Whenever I attend gatherings in my line of work that address the question how to change the food system for the better, I’m confronted with the recurring pattern of a split in the discussion between niches, developing alternative propositions, and the mainstream, working on improvement of the existing ones. Entrepreneurs that find the space to tinker in a niche are looked upon by the mainstream with slight amusement and bemusement at just how alien that class of innovation is to them. Real change is achieved by a big system making big shifts. Not by gullible projects with cuddly eccentrics, right?

What I would like to point out here is that mainstream forgets itself in this stance. In the mainstream everybody is a good manager, we work by certain protocol towards certain expected outcomes. Everybody participates according to those values. A nested system network, where assembly of the food components fit snuggly like a Matryoshka doll. The emphasis is on execution and optimization of the known business model, not the search for alternative ones. Over longer periods of environmental constants they are unbeatable: a big, efficient, influential, even dominating community.

But when key supports in the business environment start changing, then such value systems become vulnerable. And change is happening, and the rate of it happening is accelerating; whether mainstream likes it or not. The graph below depicts just how fast new technologies diffuse through society. This alone is change enough to radically alter the landscape in which business is done.

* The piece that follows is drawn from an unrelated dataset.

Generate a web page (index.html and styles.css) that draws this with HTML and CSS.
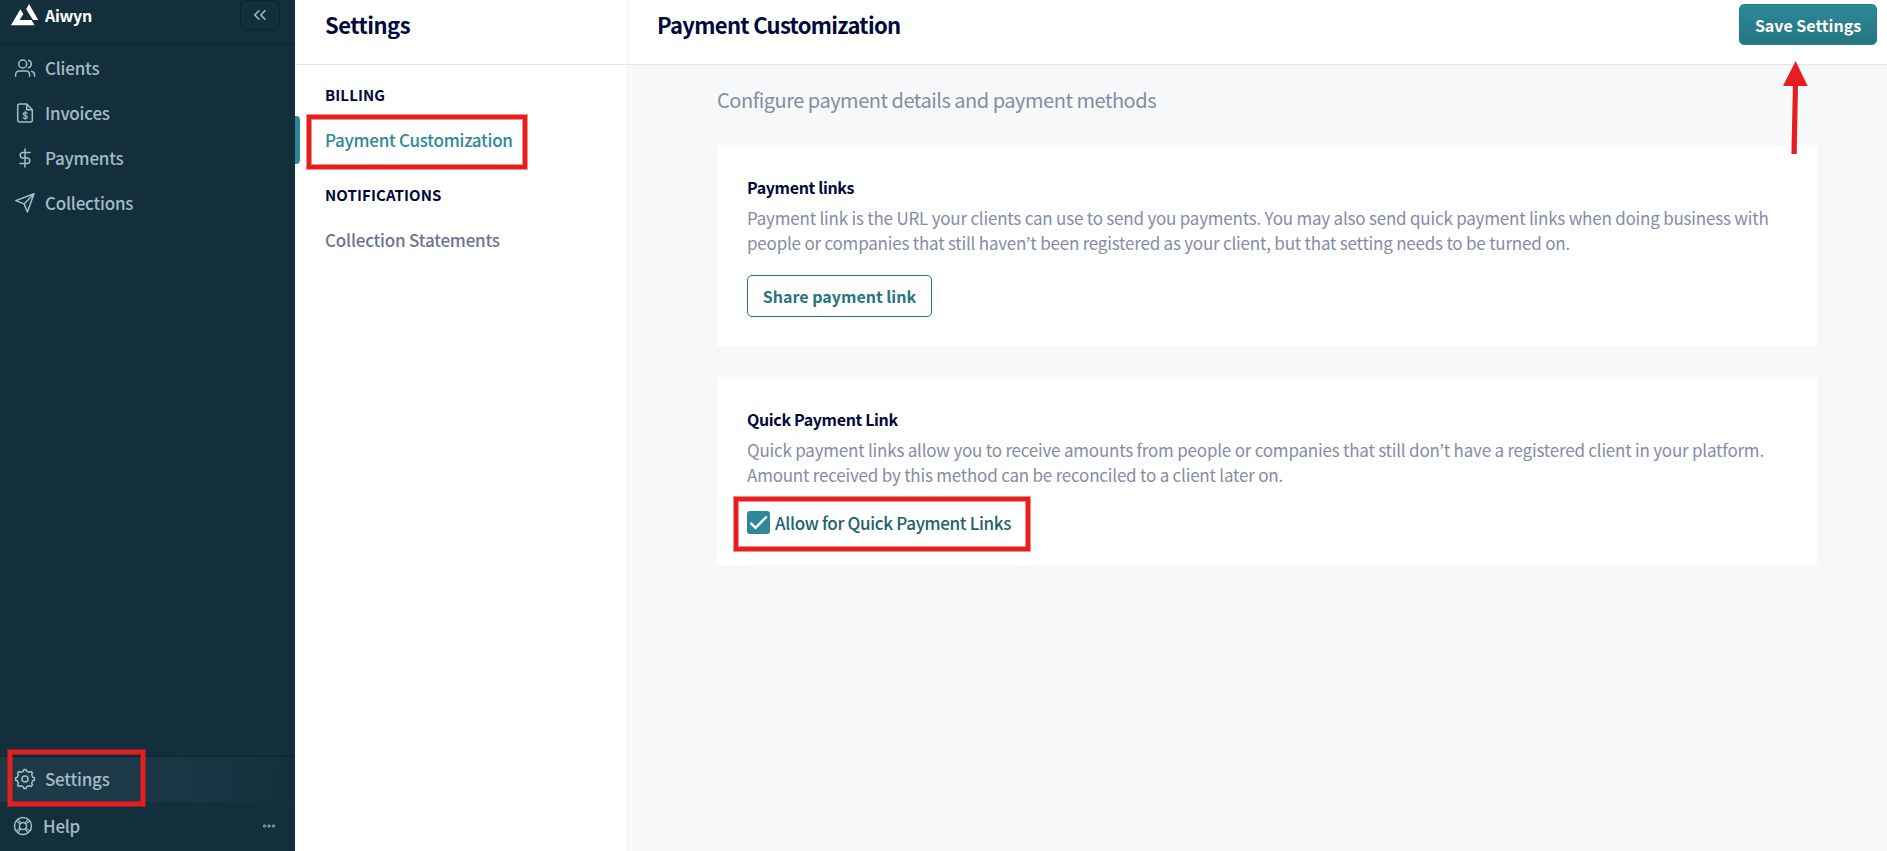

Adoption_diffusion_technology

The real question under such turbulence is whether the mainstream is still delivering what the customer wants. Is it still in tune with the customer, and with the empowerment that technological change is providing her? Or is it rather suppressing pressures on the system, for instance, controlling for animal welfare issues by getting activists to shut up, or by downplaying horse meat in beef lasagna is an anomaly? Is the mainstream still in tune? Or, is it practicing elitist technocratic infantilization of the customer, who currently has no real alternative on how to purchase food products?

The reality of our environmental dynamics, combined with the attitude of “how everybody is a good manager”, can now take a whole system down the drain with the same efficiency and speed. One day you might be member of a seemingly robust food security delivery mechanism. The next day, some niche-guy will have figured out how to hack a whole market through empowering customer choice, by actually delivering what costumers really prefer for their basic food requirements. And, trust me, customers simply don’t care if that implies leaving behind a whole industry for another one that provides a better alternative.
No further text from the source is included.